At the 2024 Venice Biennale, Claire Fontaine’s neon signs reading Foreigners Everywhere appeared and reappeared, written in dozens of languages, around the Giardini and the Arsenale, and also lent the biennale its overall title, turning a familiar kneejerk complaint into a celebration of difference. A new neon sign reading FATHERFUCKER, suspended and glowing behind the window of Mimosa House, opens their biggest London show to date.

Someone walks by and catches the word in their peripheral vision. Taking a couple of steps backwards, they rewind to look again. Others lark about at the window, taking selfies. Someone else has already alerted the council to complain. “The word motherfucker probably comes from a place of a total lack of empathy. We’re at the point where we don’t have any sympathy any more,” Fulvia Carnevale tells me, as she and James Thornhill, collectively known as Claire Fontaine, are finishing the installation of their show, called Show Less, in the gallery. Fatherfucker reverses the insult. “These works are all about injustice,” Carnevale adds. “The show revolves around structural injustice and how we deal with that. You know, patriarchy is an injustice, but it’s an injustice for men too.”

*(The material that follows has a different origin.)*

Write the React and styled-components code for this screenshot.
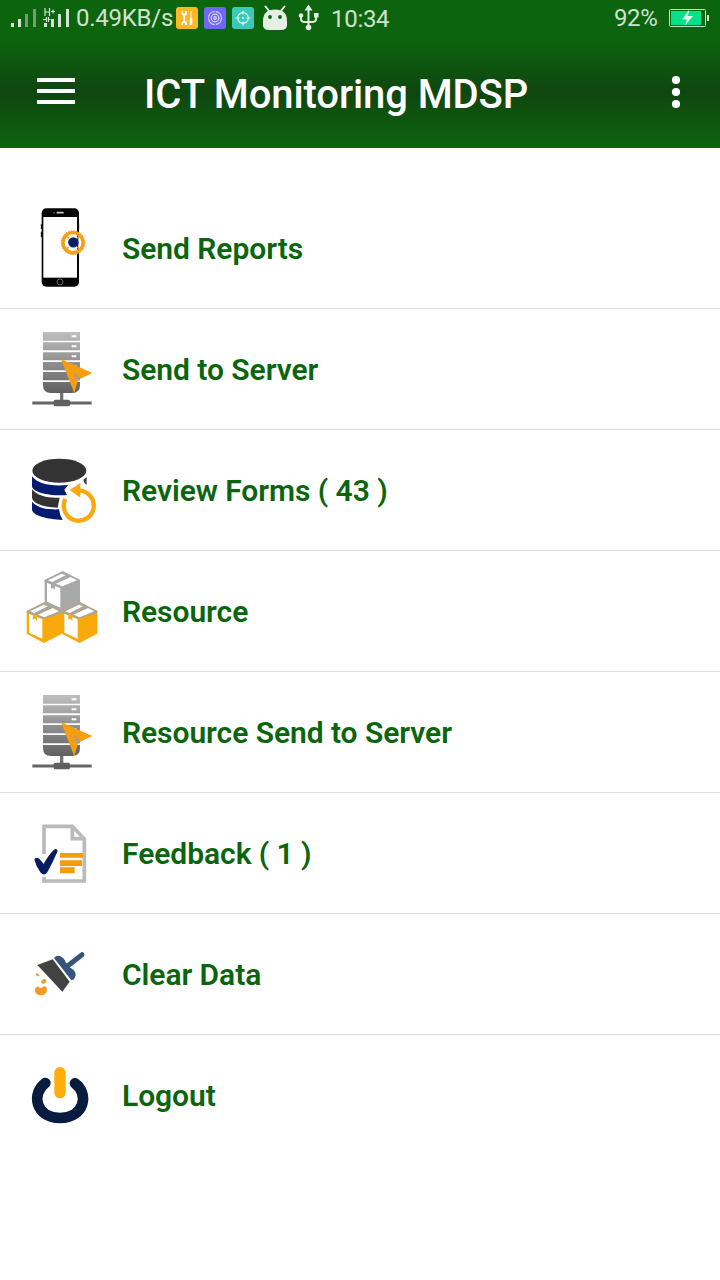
import React from 'react';
import styled, { createGlobalStyle } from 'styled-components';

const GlobalStyle = createGlobalStyle`
  * { box-sizing: border-box; }
  body { margin: 0; background: #fff; font-family: Roboto, sans-serif; }
`;

const Screen = styled.div`
  width: 720px;
  height: 1280px;
  background: #fff;
  overflow: hidden;
`;

const StatusBar = styled.div`
  height: 36px;
  padding: 0 10px;
  display: flex;
  align-items: center;
  background: #0c650e;
  color: #cfe2cf;
`;

const StatusText = styled.span`
  flex: none;
  width: ${(p) => p.$w}px;
  margin-left: ${(p) => p.$left || 0}px;
  padding-top: ${(p) => p.$drop || 0}px;
  font-size: 24px;
  line-height: 36px;
  height: 36px;
  letter-spacing: ${(p) => p.$track || 0}px;
  white-space: nowrap;
`;

const StatusIcon = styled.svg`
  display: block;
  flex: none;
  height: 36px;
  width: ${(p) => p.$w}px;
`;

const StatusGroup = styled.div`
  display: flex;
  align-items: center;
  gap: ${(p) => p.$gap || 0}px;
  margin-left: ${(p) => (p.$end ? 'auto' : 0)};
`;

const Header = styled.header`
  height: 112px;
  padding: 0 37px;
  display: flex;
  align-items: center;
  background: linear-gradient(#0c650e, #0f4610 50%, #0c650e);
  color: #fff;
`;

const Title = styled.h1`
  flex: 1;
  margin: 6px 0 0 69px;
  font-size: 40px;
  font-weight: 500;
  line-height: 48px;
  letter-spacing: -0.1px;
  white-space: nowrap;
`;

const IconButton = styled.button`
  border: 0;
  padding: 0;
  background: none;
  height: 44px;
  width: ${(p) => p.$w}px;
  svg { display: block; }
`;

const Menu = styled.ul`
  list-style: none;
  margin: 0;
  padding: 40px 0 0;
`;

const MenuItem = styled.li`
  height: 121px;
  padding: 0 22px;
  display: flex;
  align-items: center;
  gap: 20px;
  border-bottom: 1px solid #dedede;
  &:last-child { border-bottom-color: transparent; }
`;

const MenuIcon = styled.svg`
  display: block;
  flex: none;
  width: 80px;
  height: 100px;
`;

const Label = styled.span`
  padding-top: 1px;
  color: #0b650d;
  font-size: 30px;
  font-weight: 600;
  line-height: 36px;
  letter-spacing: -0.05px;
  white-space: nowrap;
`;

const PhoneIcon = () => (
  <MenuIcon viewBox="6 9 240 300">
    <rect x="65" y="40" width="112" height="235" rx="14" fill="#050505" />
    <rect x="70" y="66" width="101" height="182" fill="#fff" />
    <path d="M64.500 88v14M64.500 110v16M175.500 86v18" stroke="#111" strokeWidth="4" />
    <path d="M112 53h17" stroke="#c5c5c5" strokeWidth="5" strokeLinecap="round" />
    <circle cx="102" cy="53" r="2" fill="#888" />
    <circle cx="120" cy="261" r="9" fill="none" stroke="#666" strokeWidth="3" />
    <circle cx="159" cy="143" r="28" fill="#fff" />
    <path d="M173 118v50" stroke="#222" strokeWidth="4" />
    <circle cx="159" cy="143" r="30" fill="none" stroke="#f5a11c" strokeWidth="10" />
    <circle cx="159" cy="143" r="35" fill="none" stroke="#f5a11c" strokeWidth="4" strokeDasharray="4.300 3.200" />
    <path d="M147 130l-8-8M172 130l8-8M146 156l-7 7M172 156l8 8" stroke="#f5a11c" strokeWidth="5" />
    <circle cx="160" cy="142" r="15.500" fill="#0b1f66" />
  </MenuIcon>
);

const ServerIcon = () => (
  <MenuIcon viewBox="6 -3 240 300">
    <defs>
      <linearGradient id="rack" x1="0" y1="36" x2="0" y2="220" gradientUnits="userSpaceOnUse">
        <stop offset="0" stopColor="#bfbfbf" />
        <stop offset="1" stopColor="#606060" />
      </linearGradient>
    </defs>
    <path
      fill="url(#rack)"
      d="M69 36h111v26H69zM69 67h111v24H69zM69 97h111v24H69zM69 126h111v25H69zM69 156h111v25H69zM69 186h111v10q0 23-24 23H93q-24 0-24-23z"
    />
    <path d="M155 49h14M155 79h14M155 109h14M155 139h14" stroke="#fff" strokeWidth="6" />
    <path d="M125 219v22" stroke="#727272" strokeWidth="10" />
    <path d="M37 249h178" stroke="#666" strokeWidth="9" />
    <rect x="101" y="239" width="49" height="20" rx="5" fill="#606060" />
    <path d="M123 117L217 159L181 176L162 159L173 183L163 220Z" fill="#f59e11" />
    <path d="M161 158l20 18-8 8z" fill="#a3a3a3" />
  </MenuIcon>
);

const DatabaseIcon = () => (
  <MenuIcon viewBox="6 -15 240 300">
    <ellipse cx="118" cy="77" rx="81" ry="36" fill="#333" />
    <path d="M36 94C55 119 94 124 145 120L133 134L141 150C98 154 36 144 36 123Z" fill="#041b70" />
    <path d="M36 133C55 154 85 160 119 158L113 188C70 187 36 175 36 157Z" fill="#333" />
    <path d="M36 170C55 191 86 194 117 193Q119 211 128 225C82 223 36 212 36 193Z" fill="#041b70" />
    <path d="M190 104l10-8v23q-8-3-10-15z" fill="#444" />
    <path d="M136 162A45 45 0 1 0 176 137" fill="none" stroke="#faa80c" strokeWidth="13" />
    <path d="M149 135L181 114V158Z" fill="#faa80c" />
  </MenuIcon>
);

const Crate = ({ x, y, side, top }) => (
  <g transform={`translate(${x} ${y})`}>
    <path d="M0 26L54 0L106 26V94L52 122L0 94Z" fill={side} />
    <path d="M0 31V26L54 0L106 26V31L52 49Z" fill={top} />
    <path d="M7 34L47 51V109L7 91Z" fill="#fff" />
    <path d="M10 27L51 7L63 12L23 32ZM34 37L78 17L97 27L53 45Z" fill="#fff" />
    <path d="M19 34L31 39V56L25 49L19 52Z" fill={side} />
  </g>
);

const CratesIcon = () => (
  <MenuIcon viewBox="21 3 240 300">
    <Crate x={89} y={34} side="#a8a8a8" top="#a8a8a8" />
    <Crate x={35} y={127} side="#f9a90b" top="#aaa59a" />
    <Crate x={141} y={127} side="#f9a90b" top="#aaa59a" />
  </MenuIcon>
);

const FeedbackIcon = () => (
  <MenuIcon viewBox="6 -21 240 300">
    <path d="M72 132V49H157L193 87V213H72V200" fill="none" stroke="#bababa" strokeWidth="11" />
    <path d="M157 50V86H192" fill="none" stroke="#bababa" strokeWidth="11" />
    <path d="M120 129h69v14h-69zM120 151h66v17h-66zM120 172h44v18h-44z" fill="#f49b10" />
    <path d="M43 148q4-9 15-2l13 16q14-27 31-43q8-5 11 4q-14 33-31 64q-10 13-21 0q-14-20-18-39z" fill="#071b63" />
  </MenuIcon>
);

const BrushIcon = () => (
  <MenuIcon viewBox="6 -33 240 300">
    <path d="M138 97L186 59" stroke="#36557b" strokeWidth="15" strokeLinecap="round" />
    <path d="M102 69Q108 61 120 63Q133 69 137 82L151 98Q164 104 167 116Q167 134 154 136Z" fill="#36557b" />
    <path d="M52 90L98 73L149 140L127 170Z" fill="#424242" />
    <path d="M47 115q9-2 11 8q-9 4-11-8zM64 138q8-10 15-4q-1 14-12 12q-5-3-3-8zM45 162q6-12 12-5q6 5 11-1q9-6 13 5q0 20-20 20q-17-1-16-19z" fill="#f39a24" />
  </MenuIcon>
);

const PowerIcon = () => (
  <MenuIcon viewBox="6 -15 240 300">
    <path d="M76 99C34 130 45 203 120 204C195 203 207 130 165 100" fill="none" stroke="#071c3e" strokeWidth="32" strokeLinecap="round" />
    <path d="M120 68V128" stroke="#ffad08" strokeWidth="34" strokeLinecap="round" />
  </MenuIcon>
);

const items = [
  { label: 'Send Reports', Icon: PhoneIcon },
  { label: 'Send to Server', Icon: ServerIcon },
  { label: 'Review Forms ( 43 )', Icon: DatabaseIcon },
  { label: 'Resource', Icon: CratesIcon },
  { label: 'Resource Send to Server', Icon: ServerIcon },
  { label: 'Feedback ( 1 )', Icon: FeedbackIcon },
  { label: 'Clear Data', Icon: BrushIcon },
  { label: 'Logout', Icon: PowerIcon },
];

const SignalIcons = () => (
  <StatusIcon $w={62} viewBox="10 0 62 36">
    <path d="M11 23h3v4h-3zM18 19h3v8h-3z" fill="#d5e5d5" />
    <path d="M25 14h3v13h-3zM33 9h3v18h-3z" fill="#6da26e" />
    <path d="M44 23h3v4h-3zM51 19h3v8h-3zM58 14h3v13h-3zM66 9h3v18h-3z" fill="#d5e5d5" />
    <path d="M45 8v8M49.500 8v8M45 12h4.500M51 11.500h4M53 9.500v4M43 19.500h3.500M46.500 17v5M48.500 17v5M48.500 19.500h2" stroke="#d5e5d5" strokeWidth="1.200" />
  </StatusIcon>
);

const AppIcons = () => (
  <StatusIcon $w={146} viewBox="175 0 146 36">
    <rect x="176" y="7" width="22" height="22" rx="3" fill="#ffb820" />
    <path d="M181.500 11v3l2 2v5l-2 1v3h1.500v-2h2v2h2v-3l-2-1v-5l2-2v-3h-2v2.500h-2V11z" fill="#fff" />
    <path d="M191 11v7" stroke="#ffe3a3" strokeWidth="1.500" />
    <path d="M191 18v7" stroke="#fff" strokeWidth="2.500" />
    <rect x="204" y="7" width="22" height="22" rx="3" fill="#7166f9" />
    <g fill="none" stroke="#dedbff" strokeWidth="1.200">
      <circle cx="215" cy="18" r="6.500" strokeDasharray="9 1.200" />
      <circle cx="215" cy="18" r="3.800" />
      <circle cx="215" cy="18" r="1.300" />
    </g>
    <rect x="232" y="7" width="22" height="22" rx="3" fill="#3bcab7" />
    <g fill="none" stroke="#ddf8f3" strokeWidth="1.200">
      <circle cx="243" cy="18" r="5.300" />
      <path d="M243 10.500v4M243 21.500v4M235.500 18h4M246.500 18h4" />
    </g>
    <circle cx="243" cy="18" r="1" fill="#fff" />
    <path d="M265.500 6.500l4 5M284.500 6.500l-4 5" stroke="#e5efe5" strokeWidth="2" strokeLinecap="round" />
    <path d="M263 21q0-11.500 12-11.500t12 11.500v4q0 5-6 5h-12q-6 0-6-5z" fill="#e5efe5" />
    <circle cx="270" cy="17" r="1.900" fill="#0c650e" />
    <circle cx="280" cy="17" r="1.900" fill="#0c650e" />
    <path d="M308.500 9v18M301 16v3q0 3 4 3h7q4 0 4-3v-4" fill="none" stroke="#e5efe5" strokeWidth="2" />
    <path d="M308.500 4.500l4 6h-8z" fill="#e5efe5" />
    <circle cx="301" cy="15.500" r="2.300" fill="#e5efe5" />
    <rect x="314" y="13" width="4.500" height="4.500" fill="#e5efe5" />
    <circle cx="308.500" cy="27.500" r="2.800" fill="#e5efe5" />
  </StatusIcon>
);

const BatteryIcon = () => (
  <StatusIcon $w={41} viewBox="669 0 41 36">
    <rect x="669.500" y="9.500" width="36" height="17" rx="1" fill="none" stroke="#b5e6bd" />
    <rect x="671" y="11" width="30" height="14" fill="#00e18a" />
    <path d="M707 15h2v6h-2z" fill="#d5e5d5" />
    <path d="M688.500 10.500L682 19.500h5l-2 6 8-9.500h-5.500l2-5z" fill="#e3f7e9" />
  </StatusIcon>
);

export default function App() {
  return (
    <Screen>
      <GlobalStyle />
      <StatusBar>
        <StatusGroup>
          <SignalIcons />
          <StatusText $w={99} $left={4} $track={-0.25}>0.49KB/s</StatusText>
          <AppIcons />
          <StatusText $w={60} $left={10} $drop={1} $track={-0.3}>10:34</StatusText>
        </StatusGroup>
        <StatusGroup $end $gap={12}>
          <StatusText $w={43} $track={-0.4}>92%</StatusText>
          <BatteryIcon />
        </StatusGroup>
      </StatusBar>
      <Header>
        <IconButton $w={38} aria-label="Menu">
          <svg width="38" height="44" viewBox="0 0 38 44">
            <path d="M0 8h38v4H0zM0 19h38v4H0zM0 30h38v4H0z" fill="#fff" />
          </svg>
        </IconButton>
        <Title>ICT Monitoring MDSP</Title>
        <IconButton $w={14} aria-label="More options">
          <svg width="14" height="44" viewBox="0 0 14 44">
            <g fill="#fff">
              <circle cx="7" cy="10" r="4.100" />
              <circle cx="7" cy="22" r="4.100" />
              <circle cx="7" cy="34" r="4.100" />
            </g>
          </svg>
        </IconButton>
      </Header>
      <Menu>
        {items.map(({ label, Icon }) => (
          <MenuItem key={label}>
            <Icon />
            <Label>{label}</Label>
          </MenuItem>
        ))}
      </Menu>
    </Screen>
  );
}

Switched gender … Fatherfucker, in Show Less.
Switched gender … Fatherfucker, in Show Less. Photograph: Christa Holka

Claire Fontaine call themselves a “ready-made artist”, their name borrowed from the famous French stationery brand. Claire Fontaine also means clear fountain, which can also be taken as a reference to Duchamp’s 1917 Fountain, his ready-made urinal. Not all their references are so obvious. The gallery floors and stairs are completely covered in newspaper, filleted from recent editions of the Guardian, donated by the staff. This is a distant reference to a group of 1949 photographs by Robert Capa, showing Henri Matisse working on his designs for the chapel he was designing in Vence, outside Nice. Matisse had covered the floor of a temporary studio with newspaper, to protect the tiles beneath. Here, it is a news floor, a constant background rumble of yesterday’s news, cycling beneath our feet.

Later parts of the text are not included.